The fire also exposed the total inadequacy of the fire prevention system for residential buildings and of the firefighters’ equipment.
Food prices as well as housing have risen sharply, up 10 percent in recent months. Average wages are about 3,200 yuan a month (US$522). But the Shanghai Daily cited an office worker earning more than double that, 7,000 yuan a month, who was finding it hard to make ends meet despite living with her husband and child at her parents’ home to save money.
Along with poverty, child begging and homelessness has soared. While there are no figures on this, Premier Wen Jiabao was forced to recognise the scale of problem.
There are disabled people exposing shrunken limbs on the sidewalks of prosperous shopping streets, paper cups outstretched, symbols of China’s dire lack of a social safety net. With health care, pensions and social welfare linked to state-owned enterprises and public sector employment, privatisation and the outsourcing of public services have left hundreds of millions of workers without access to welfare benefits.
Many migrant labourers working on construction sites, in factories and the service sector, live and work in desperate conditions. They are paid wages well below those of city residents. Without a Shanghai hukou registration card that would provide entitlement to subsidised public housing, health care and education covered by government funds, and access to unemployment benefits, pension and other social welfare programmes, they are forced to live an insecure and an impoverished existence far away from their families, whom they see possibly once a year.
Soaring food and house prices have made life in the richer coastal cities unaffordable, leading to a shortage of migrant workers returning after the annual Spring Festival, as many preferred to seek work in the cheaper central and western cities. Many cities in the Pearl and Yangtze deltas were forced to increase wages to attract workers, with the Shanghai government raising the minimum monthly wage by 14 percent to 1,280 yuan, the highest in the country. Shanghai also sent 400 buses to bring workers in from Anhui, Henan and Hubei provinces.
Just a stone’s throw from Shanghai’s central railway station, on Xhongxin Road, there is crowded slum housing, accessible only on foot, with shacks and shelters added on to existing buildings, often with outside stone sinks and no bathroom. Residents must use potties, whose contents are thrown into the gutters, or use the public neighbourhood toilets, a common sight in China’s cities.
In another slum district, Cao Jia village in the Putuo district, one householder on Baiyu Road showed the World Socialist Web Site a small kitchen shared by three families. Trapped in dreadful housing, residents, predominantly elderly and migrant workers, said that their only way out was for the Shanghai government to buy them out for redevelopment. But home demolitions that uproot residents often abuse their legal rights and pay minimal compensation in favour of commercial developers.
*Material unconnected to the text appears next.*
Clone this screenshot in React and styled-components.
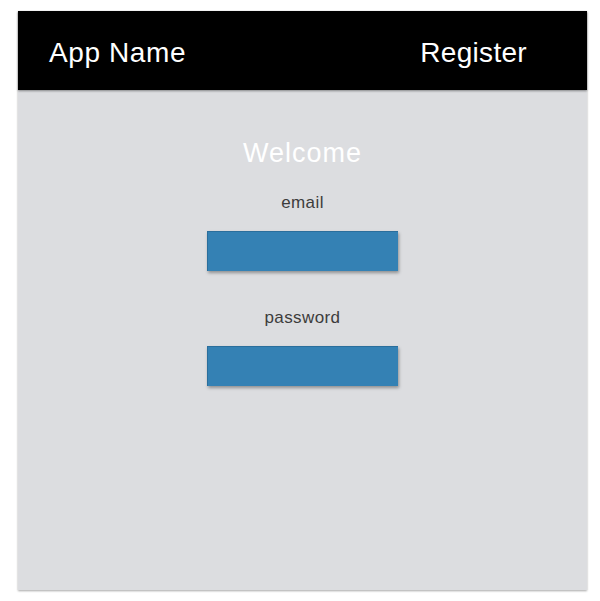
import styled, { createGlobalStyle } from "styled-components";

const GlobalStyle = createGlobalStyle`
    html, body {
        margin: 0;
        padding: 0;
        background: #ffffff;
    }
    body {
        font-family: "Liberation Sans", Arial, sans-serif;
    }
`;

export default function App() {
    return (
        <>
            <GlobalStyle />
            <Page>
                <Panel>
                    <Header>
                        <Brand>App Name</Brand>
                        <NavLink>Register</NavLink>
                    </Header>
                    <Body>
                        <Title>Welcome</Title>
                        <Field>
                            <Label>email</Label>
                            <Input type="email" />
                        </Field>
                        <Field>
                            <Label>password</Label>
                            <Input type="password" />
                        </Field>
                    </Body>
                </Panel>
            </Page>
        </>
    );
}

const Page = styled.div`
    padding: 11px 0 0 18px;
    width: 600px;
    height: 601px;
    box-sizing: border-box;
`;

const Panel = styled.div`
    display: flex;
    flex-direction: column;
    width: 569px;
    height: 579px;
    background-color: #dcdde0;
    box-shadow: 0 1px 2px rgba(0, 0, 0, 0.35);
`;

const Header = styled.header`
    display: flex;
    justify-content: space-between;
    align-items: flex-start;
    box-sizing: border-box;
    height: 79px;
    padding: 28px 60px 0 31px;
    background-color: #000000;
    box-shadow: 0 1px 2px rgba(0, 0, 0, 0.4);
`;

const Brand = styled.span`
    color: #ffffff;
    font-size: 28px;
    line-height: 28px;
    letter-spacing: 0.6px;
`;

const NavLink = styled.span`
    color: #ffffff;
    font-size: 28px;
    line-height: 28px;
    letter-spacing: 0.3px;
`;

const Body = styled.main`
    display: flex;
    flex-direction: column;
    align-items: center;
    padding-top: 50px;
`;

const Title = styled.h1`
    margin: 0 0 27px 0;
    color: #ffffff;
    font-size: 27px;
    line-height: 27px;
    font-weight: normal;
    letter-spacing: 1px;
`;

const Field = styled.div`
    display: flex;
    flex-direction: column;
    align-items: center;
    margin-bottom: 38px;
`;

const Label = styled.label`
    margin-bottom: 20px;
    color: #3c3c3c;
    font-size: 17px;
    line-height: 17px;
    letter-spacing: 0.4px;
`;

const Input = styled.input`
    box-sizing: border-box;
    width: 191px;
    height: 40px;
    margin: 0;
    padding: 0 8px;
    border: none;
    border-top: 1px solid #2a6e9c;
    border-left: 1px solid #2a6e9c;
    background-color: #3481b4;
    box-shadow: 1px 2px 3px rgba(0, 0, 0, 0.35);
    outline: none;
`;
The government has responded to the housing crisis by increasing interest rates, introducing a property tax in Shanghai and Chongqing, two of China’s largest cities, limiting to two the number of houses an individual may own, and requiring a 60 percent down payment for a second home.
It has also announced that it will spend about 1.3 trillion yuan (US$197 billion) on government-subsidised housing this year—10 million in 2012 and 16 million from 2013 to 2015 in a bid to curb surging property prices and assuage social tensions. When complete, the 36-million housing building programme is expected to provide 20 percent of the country’s housing supply. This could bankrupt many real estate developers. But it is far from clear where the funds will come from for the 2012-to-2015 programme.